→ What you are asked to do
Omit any picture, and return the remaining data exactly as written.

→ Recorded information
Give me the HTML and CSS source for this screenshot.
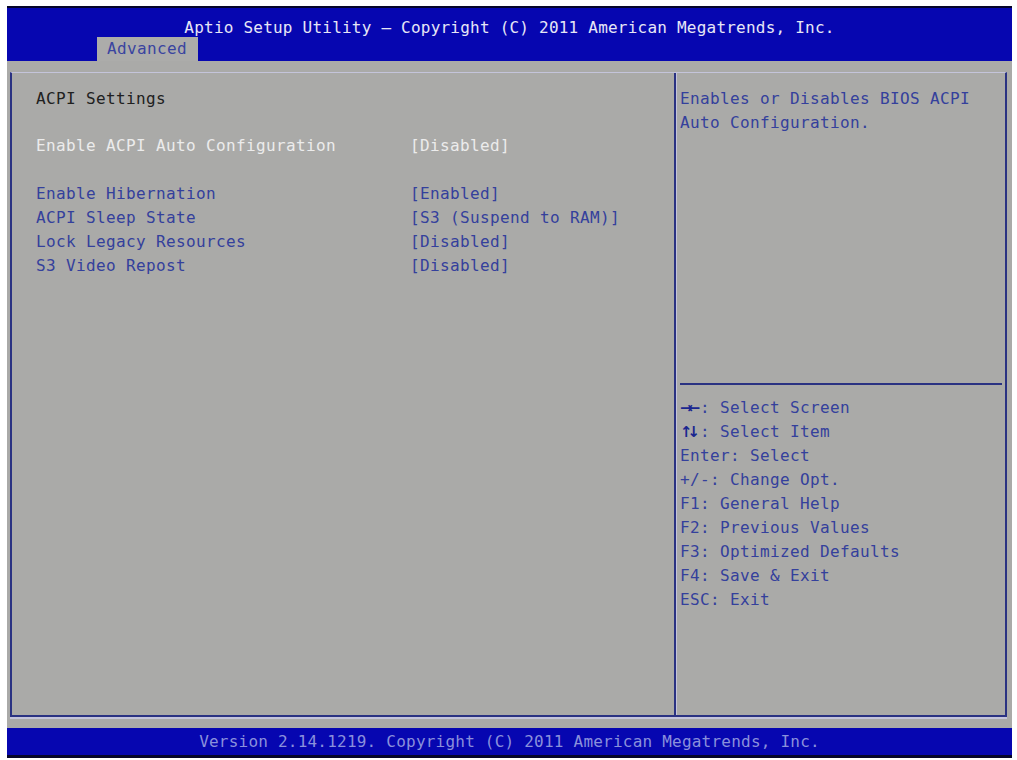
FILE: index.html
```html
<!DOCTYPE html>
<html>
<head>
<meta charset="utf-8">
<link rel="stylesheet" href="styles.css">
</head>
<body>
<div class="screen">
  <div class="header">
    <div class="title">Aptio Setup Utility – Copyright (C) 2011 American Megatrends, Inc.</div>
    <div class="tabs"><div class="tab">Advanced</div></div>
  </div>
  <div class="body">
    <div class="panel">
      <div class="main">
        <div class="section-title">ACPI Settings</div>
        <div class="row row-active gap-after">
          <span class="label">Enable ACPI Auto Configuration</span>
          <span class="value">[Disabled]</span>
        </div>
        <div class="row">
          <span class="label">Enable Hibernation</span>
          <span class="value">[Enabled]</span>
        </div>
        <div class="row">
          <span class="label">ACPI Sleep State</span>
          <span class="value">[S3 (Suspend to RAM)]</span>
        </div>
        <div class="row">
          <span class="label">Lock Legacy Resources</span>
          <span class="value">[Disabled]</span>
        </div>
        <div class="row">
          <span class="label">S3 Video Repost</span>
          <span class="value">[Disabled]</span>
        </div>
      </div>
      <div class="help">
        <div class="help-desc">Enables or Disables BIOS ACPI<br>Auto Configuration.</div>
        <div class="help-rule"></div>
        <div class="help-keys">
          <div class="key"><span class="arrows">→←</span>: Select Screen</div>
          <div class="key"><span class="arrows">↑↓</span>: Select Item</div>
          <div class="key">Enter: Select</div>
          <div class="key">+/-: Change Opt.</div>
          <div class="key">F1: General Help</div>
          <div class="key">F2: Previous Values</div>
          <div class="key">F3: Optimized Defaults</div>
          <div class="key">F4: Save &amp; Exit</div>
          <div class="key">ESC: Exit</div>
        </div>
      </div>
    </div>
  </div>
  <div class="footer">Version 2.14.1219. Copyright (C) 2011 American Megatrends, Inc.</div>
</div>
</body>
</html>
```

FILE: styles.css
```css
html, body {
  margin: 0;
  padding: 0;
  background: #ffffff;
}

.screen {
  width: 1005px;
  margin: 6px 0 0 7px;
  font-family: "DejaVu Sans Mono", "Liberation Mono", monospace;
  font-size: 16px;
  letter-spacing: 0.37px;
  line-height: 24px;
  background: #aaaaa8;
}

.header {
  background: #0606b0;
  border-top: 2px solid #05052a;
  height: 53px;
  display: flex;
  flex-direction: column;
}

.title {
  height: 29px;
  box-sizing: border-box;
  padding-top: 8px;
  text-align: center;
  color: #e6e6f6;
  letter-spacing: 0.22px;
  overflow: hidden;
}

.tabs {
  padding-left: 90px;
  display: flex;
}

.tab {
  width: 101px;
  height: 24px;
  box-sizing: border-box;
  padding-left: 10px;
  background: #acacaa;
  color: #3a44a0;
}

.body {
  padding: 11px 5px 11px 3px;
}

.panel {
  height: 645px;
  box-sizing: border-box;
  display: grid;
  grid-template-columns: 664px 1fr;
  border-top: 1px solid #c4c4da;
  border-left: 2px solid #2a3282;
  border-right: 2px solid #2a3282;
  border-bottom: 2px solid #2a3282;
  box-shadow: 0 2px 0 #c4c4da;
}

.main {
  border-right: 2px solid #2a3282;
  box-shadow: 1px 0 0 #c4c4da;
  padding: 14px 0 0 24px;
}

.section-title {
  color: #202020;
  margin-bottom: 23px;
}

.row {
  display: grid;
  grid-template-columns: 374px auto;
  color: #34409c;
}

.row-active {
  color: #ececec;
}

.gap-after {
  margin-bottom: 24px;
}

.help {
  display: flex;
  flex-direction: column;
  color: #34409c;
}

.help-desc {
  height: 310px;
  box-sizing: border-box;
  padding: 14px 0 0 4px;
}

.help-rule {
  height: 2px;
  margin: 0 3px 0 4px;
  background: #2a3282;
}

.help-keys {
  padding: 11px 0 0 4px;
}

.key {
  height: 24px;
  overflow: hidden;
}

.arrows {
  display: inline-block;
  width: 20px;
  line-height: 16px;
  font-family: "DejaVu Sans", sans-serif;
  font-size: 15px;
  font-weight: bold;
  letter-spacing: -5px;
  color: #1a2690;
}

.footer {
  height: 27px;
  line-height: 27px;
  background: #0606b0;
  border-bottom: 3px solid #05052a;
  color: #8a90dc;
  text-align: center;
  letter-spacing: 0.22px;
}
```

→ Solution for this problem
Give me the HTML and CSS source for this screenshot.
FILE: index.html
```html
<!DOCTYPE html>
<html>
<head>
<meta charset="utf-8">
<link rel="stylesheet" href="styles.css">
</head>
<body>
<div class="screen">
  <div class="header">
    <div class="title">Aptio Setup Utility – Copyright (C) 2011 American Megatrends, Inc.</div>
    <div class="tabs"><div class="tab">Advanced</div></div>
  </div>
  <div class="body">
    <div class="panel">
      <div class="main">
        <div class="section-title">ACPI Settings</div>
        <div class="row row-active gap-after">
          <span class="label">Enable ACPI Auto Configuration</span>
          <span class="value">[Disabled]</span>
        </div>
        <div class="row">
          <span class="label">Enable Hibernation</span>
          <span class="value">[Enabled]</span>
        </div>
        <div class="row">
          <span class="label">ACPI Sleep State</span>
          <span class="value">[S3 (Suspend to RAM)]</span>
        </div>
        <div class="row">
          <span class="label">Lock Legacy Resources</span>
          <span class="value">[Disabled]</span>
        </div>
        <div class="row">
          <span class="label">S3 Video Repost</span>
          <span class="value">[Disabled]</span>
        </div>
      </div>
      <div class="help">
        <div class="help-desc">Enables or Disables BIOS ACPI<br>Auto Configuration.</div>
        <div class="help-rule"></div>
        <div class="help-keys">
          <div class="key"><span class="arrows">→←</span>: Select Screen</div>
          <div class="key"><span class="arrows">↑↓</span>: Select Item</div>
          <div class="key">Enter: Select</div>
          <div class="key">+/-: Change Opt.</div>
          <div class="key">F1: General Help</div>
          <div class="key">F2: Previous Values</div>
          <div class="key">F3: Optimized Defaults</div>
          <div class="key">F4: Save &amp; Exit</div>
          <div class="key">ESC: Exit</div>
        </div>
      </div>
    </div>
  </div>
  <div class="footer">Version 2.14.1219. Copyright (C) 2011 American Megatrends, Inc.</div>
</div>
</body>
</html>
```

FILE: styles.css
```css
html, body {
  margin: 0;
  padding: 0;
  background: #ffffff;
}

.screen {
  width: 1005px;
  margin: 6px 0 0 7px;
  font-family: "DejaVu Sans Mono", "Liberation Mono", monospace;
  font-size: 16px;
  letter-spacing: 0.37px;
  line-height: 24px;
  background: #aaaaa8;
}

.header {
  background: #0606b0;
  border-top: 2px solid #05052a;
  height: 53px;
  display: flex;
  flex-direction: column;
}

.title {
  height: 29px;
  box-sizing: border-box;
  padding-top: 8px;
  text-align: center;
  color: #e6e6f6;
  letter-spacing: 0.22px;
  overflow: hidden;
}

.tabs {
  padding-left: 90px;
  display: flex;
}

.tab {
  width: 101px;
  height: 24px;
  box-sizing: border-box;
  padding-left: 10px;
  background: #acacaa;
  color: #3a44a0;
}

.body {
  padding: 11px 5px 11px 3px;
}

.panel {
  height: 645px;
  box-sizing: border-box;
  display: grid;
  grid-template-columns: 664px 1fr;
  border-top: 1px solid #c4c4da;
  border-left: 2px solid #2a3282;
  border-right: 2px solid #2a3282;
  border-bottom: 2px solid #2a3282;
  box-shadow: 0 2px 0 #c4c4da;
}

.main {
  border-right: 2px solid #2a3282;
  box-shadow: 1px 0 0 #c4c4da;
  padding: 14px 0 0 24px;
}

.section-title {
  color: #202020;
  margin-bottom: 23px;
}

.row {
  display: grid;
  grid-template-columns: 374px auto;
  color: #34409c;
}

.row-active {
  color: #ececec;
}

.gap-after {
  margin-bottom: 24px;
}

.help {
  display: flex;
  flex-direction: column;
  color: #34409c;
}

.help-desc {
  height: 310px;
  box-sizing: border-box;
  padding: 14px 0 0 4px;
}

.help-rule {
  height: 2px;
  margin: 0 3px 0 4px;
  background: #2a3282;
}

.help-keys {
  padding: 11px 0 0 4px;
}

.key {
  height: 24px;
  overflow: hidden;
}

.arrows {
  display: inline-block;
  width: 20px;
  line-height: 16px;
  font-family: "DejaVu Sans", sans-serif;
  font-size: 15px;
  font-weight: bold;
  letter-spacing: -5px;
  color: #1a2690;
}

.footer {
  height: 27px;
  line-height: 27px;
  background: #0606b0;
  border-bottom: 3px solid #05052a;
  color: #8a90dc;
  text-align: center;
  letter-spacing: 0.22px;
}
```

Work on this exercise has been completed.